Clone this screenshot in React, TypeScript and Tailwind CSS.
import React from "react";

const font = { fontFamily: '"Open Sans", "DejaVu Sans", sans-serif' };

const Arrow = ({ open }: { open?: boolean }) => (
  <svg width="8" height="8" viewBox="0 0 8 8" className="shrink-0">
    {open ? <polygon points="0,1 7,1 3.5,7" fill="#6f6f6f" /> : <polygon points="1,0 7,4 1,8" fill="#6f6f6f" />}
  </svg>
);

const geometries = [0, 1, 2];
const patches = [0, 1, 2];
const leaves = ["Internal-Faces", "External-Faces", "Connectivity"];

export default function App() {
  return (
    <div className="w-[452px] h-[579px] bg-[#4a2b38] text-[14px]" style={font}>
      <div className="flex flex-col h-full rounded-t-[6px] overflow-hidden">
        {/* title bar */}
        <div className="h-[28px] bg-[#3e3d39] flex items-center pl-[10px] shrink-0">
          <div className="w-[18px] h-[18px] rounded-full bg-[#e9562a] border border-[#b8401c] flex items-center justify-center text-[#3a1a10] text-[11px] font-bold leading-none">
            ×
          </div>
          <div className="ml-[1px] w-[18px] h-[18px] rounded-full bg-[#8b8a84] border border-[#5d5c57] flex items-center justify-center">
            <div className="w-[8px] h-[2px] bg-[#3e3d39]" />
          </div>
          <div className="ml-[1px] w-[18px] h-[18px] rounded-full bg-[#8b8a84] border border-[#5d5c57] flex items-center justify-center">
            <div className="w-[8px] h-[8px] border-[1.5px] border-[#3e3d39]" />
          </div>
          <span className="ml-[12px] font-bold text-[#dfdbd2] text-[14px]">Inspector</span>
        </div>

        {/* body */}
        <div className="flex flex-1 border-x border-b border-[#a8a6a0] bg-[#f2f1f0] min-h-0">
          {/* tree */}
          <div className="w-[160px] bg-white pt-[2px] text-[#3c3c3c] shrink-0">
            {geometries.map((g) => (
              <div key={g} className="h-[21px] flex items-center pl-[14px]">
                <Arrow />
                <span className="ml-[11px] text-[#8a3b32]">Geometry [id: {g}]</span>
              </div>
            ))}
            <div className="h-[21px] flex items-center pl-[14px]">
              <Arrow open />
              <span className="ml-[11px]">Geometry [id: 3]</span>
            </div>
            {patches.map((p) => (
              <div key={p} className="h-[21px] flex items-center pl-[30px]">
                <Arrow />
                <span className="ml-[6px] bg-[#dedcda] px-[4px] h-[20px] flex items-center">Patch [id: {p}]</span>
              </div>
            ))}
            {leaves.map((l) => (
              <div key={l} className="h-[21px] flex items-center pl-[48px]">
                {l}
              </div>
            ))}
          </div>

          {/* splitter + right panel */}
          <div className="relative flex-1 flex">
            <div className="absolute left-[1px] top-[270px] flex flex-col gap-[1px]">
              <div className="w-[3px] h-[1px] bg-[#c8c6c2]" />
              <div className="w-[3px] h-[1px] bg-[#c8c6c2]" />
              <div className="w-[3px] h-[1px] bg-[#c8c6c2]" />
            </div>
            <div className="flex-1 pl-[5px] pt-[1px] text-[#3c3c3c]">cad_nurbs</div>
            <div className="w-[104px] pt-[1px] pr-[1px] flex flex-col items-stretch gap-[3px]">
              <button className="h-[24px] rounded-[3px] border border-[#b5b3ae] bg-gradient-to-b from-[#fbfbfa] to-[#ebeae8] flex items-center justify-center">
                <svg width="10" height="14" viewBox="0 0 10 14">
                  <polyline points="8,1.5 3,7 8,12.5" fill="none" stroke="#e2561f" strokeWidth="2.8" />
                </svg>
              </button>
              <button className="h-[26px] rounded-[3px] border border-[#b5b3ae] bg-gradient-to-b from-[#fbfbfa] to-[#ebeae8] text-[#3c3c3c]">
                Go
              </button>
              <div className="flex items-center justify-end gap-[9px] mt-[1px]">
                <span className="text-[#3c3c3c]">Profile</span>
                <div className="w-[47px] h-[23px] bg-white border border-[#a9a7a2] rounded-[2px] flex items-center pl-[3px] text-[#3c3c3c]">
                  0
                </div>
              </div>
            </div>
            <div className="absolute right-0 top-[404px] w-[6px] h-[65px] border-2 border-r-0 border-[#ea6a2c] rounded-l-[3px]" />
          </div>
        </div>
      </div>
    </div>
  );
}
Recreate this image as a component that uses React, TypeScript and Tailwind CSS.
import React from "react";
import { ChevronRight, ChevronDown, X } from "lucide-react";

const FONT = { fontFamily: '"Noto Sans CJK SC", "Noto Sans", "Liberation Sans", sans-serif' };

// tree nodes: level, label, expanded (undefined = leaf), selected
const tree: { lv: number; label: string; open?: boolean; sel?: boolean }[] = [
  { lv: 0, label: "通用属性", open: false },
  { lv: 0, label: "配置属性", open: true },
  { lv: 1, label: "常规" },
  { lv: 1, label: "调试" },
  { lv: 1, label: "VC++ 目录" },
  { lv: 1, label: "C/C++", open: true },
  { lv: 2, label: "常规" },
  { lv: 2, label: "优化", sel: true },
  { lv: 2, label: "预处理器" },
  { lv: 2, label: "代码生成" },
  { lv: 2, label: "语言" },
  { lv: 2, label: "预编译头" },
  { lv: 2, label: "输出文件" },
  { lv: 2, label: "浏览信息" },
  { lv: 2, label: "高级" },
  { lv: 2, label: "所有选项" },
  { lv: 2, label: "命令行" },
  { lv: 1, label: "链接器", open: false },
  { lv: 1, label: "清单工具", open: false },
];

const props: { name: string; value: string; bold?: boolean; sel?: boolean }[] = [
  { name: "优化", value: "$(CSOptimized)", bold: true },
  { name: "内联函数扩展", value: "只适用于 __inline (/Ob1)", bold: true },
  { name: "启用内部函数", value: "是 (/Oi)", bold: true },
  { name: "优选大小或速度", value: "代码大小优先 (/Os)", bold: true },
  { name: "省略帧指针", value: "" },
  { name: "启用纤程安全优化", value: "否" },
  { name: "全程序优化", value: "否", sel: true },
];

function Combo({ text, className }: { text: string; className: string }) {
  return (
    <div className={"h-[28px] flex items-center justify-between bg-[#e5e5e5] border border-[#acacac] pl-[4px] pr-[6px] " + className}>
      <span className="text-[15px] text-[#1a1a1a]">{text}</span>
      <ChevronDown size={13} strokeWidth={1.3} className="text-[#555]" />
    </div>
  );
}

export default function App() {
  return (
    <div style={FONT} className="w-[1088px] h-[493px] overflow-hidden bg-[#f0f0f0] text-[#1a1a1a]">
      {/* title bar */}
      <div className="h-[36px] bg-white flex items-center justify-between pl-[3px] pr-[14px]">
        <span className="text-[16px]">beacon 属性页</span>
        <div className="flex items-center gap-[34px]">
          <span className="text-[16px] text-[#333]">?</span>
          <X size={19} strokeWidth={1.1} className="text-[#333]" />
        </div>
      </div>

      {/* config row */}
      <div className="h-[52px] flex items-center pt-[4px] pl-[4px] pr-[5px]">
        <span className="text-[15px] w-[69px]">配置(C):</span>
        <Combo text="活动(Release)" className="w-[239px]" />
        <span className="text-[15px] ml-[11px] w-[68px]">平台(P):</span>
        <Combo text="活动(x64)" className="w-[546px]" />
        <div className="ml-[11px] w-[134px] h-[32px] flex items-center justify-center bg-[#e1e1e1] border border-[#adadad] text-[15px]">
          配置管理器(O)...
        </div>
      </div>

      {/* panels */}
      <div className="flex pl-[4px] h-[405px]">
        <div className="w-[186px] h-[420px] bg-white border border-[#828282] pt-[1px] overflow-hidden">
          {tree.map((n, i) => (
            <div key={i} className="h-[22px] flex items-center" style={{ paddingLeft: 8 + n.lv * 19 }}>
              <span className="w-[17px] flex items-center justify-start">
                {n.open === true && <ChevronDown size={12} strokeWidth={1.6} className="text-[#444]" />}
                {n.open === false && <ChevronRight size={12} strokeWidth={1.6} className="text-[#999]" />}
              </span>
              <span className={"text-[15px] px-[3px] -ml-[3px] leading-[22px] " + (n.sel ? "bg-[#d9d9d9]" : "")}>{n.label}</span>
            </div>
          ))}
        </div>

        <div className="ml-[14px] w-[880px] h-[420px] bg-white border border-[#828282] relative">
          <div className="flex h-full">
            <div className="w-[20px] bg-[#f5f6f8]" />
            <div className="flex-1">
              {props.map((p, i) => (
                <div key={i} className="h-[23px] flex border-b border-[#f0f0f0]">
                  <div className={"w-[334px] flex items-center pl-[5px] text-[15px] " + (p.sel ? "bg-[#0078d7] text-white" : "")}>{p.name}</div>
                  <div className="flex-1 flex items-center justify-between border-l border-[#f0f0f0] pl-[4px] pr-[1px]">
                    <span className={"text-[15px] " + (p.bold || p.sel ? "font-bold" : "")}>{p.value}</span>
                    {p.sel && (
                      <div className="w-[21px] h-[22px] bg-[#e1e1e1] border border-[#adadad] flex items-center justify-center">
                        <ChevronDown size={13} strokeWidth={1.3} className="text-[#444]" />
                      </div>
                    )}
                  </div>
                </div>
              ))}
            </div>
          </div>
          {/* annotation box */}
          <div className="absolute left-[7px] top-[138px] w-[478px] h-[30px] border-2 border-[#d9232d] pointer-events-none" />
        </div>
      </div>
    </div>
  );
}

Request - Scan the material above for the string "Tailwind" and return the lines that hold it.

Correct result -
Clone this screenshot in React, TypeScript and Tailwind CSS.
Recreate this image as a component that uses React, TypeScript and Tailwind CSS.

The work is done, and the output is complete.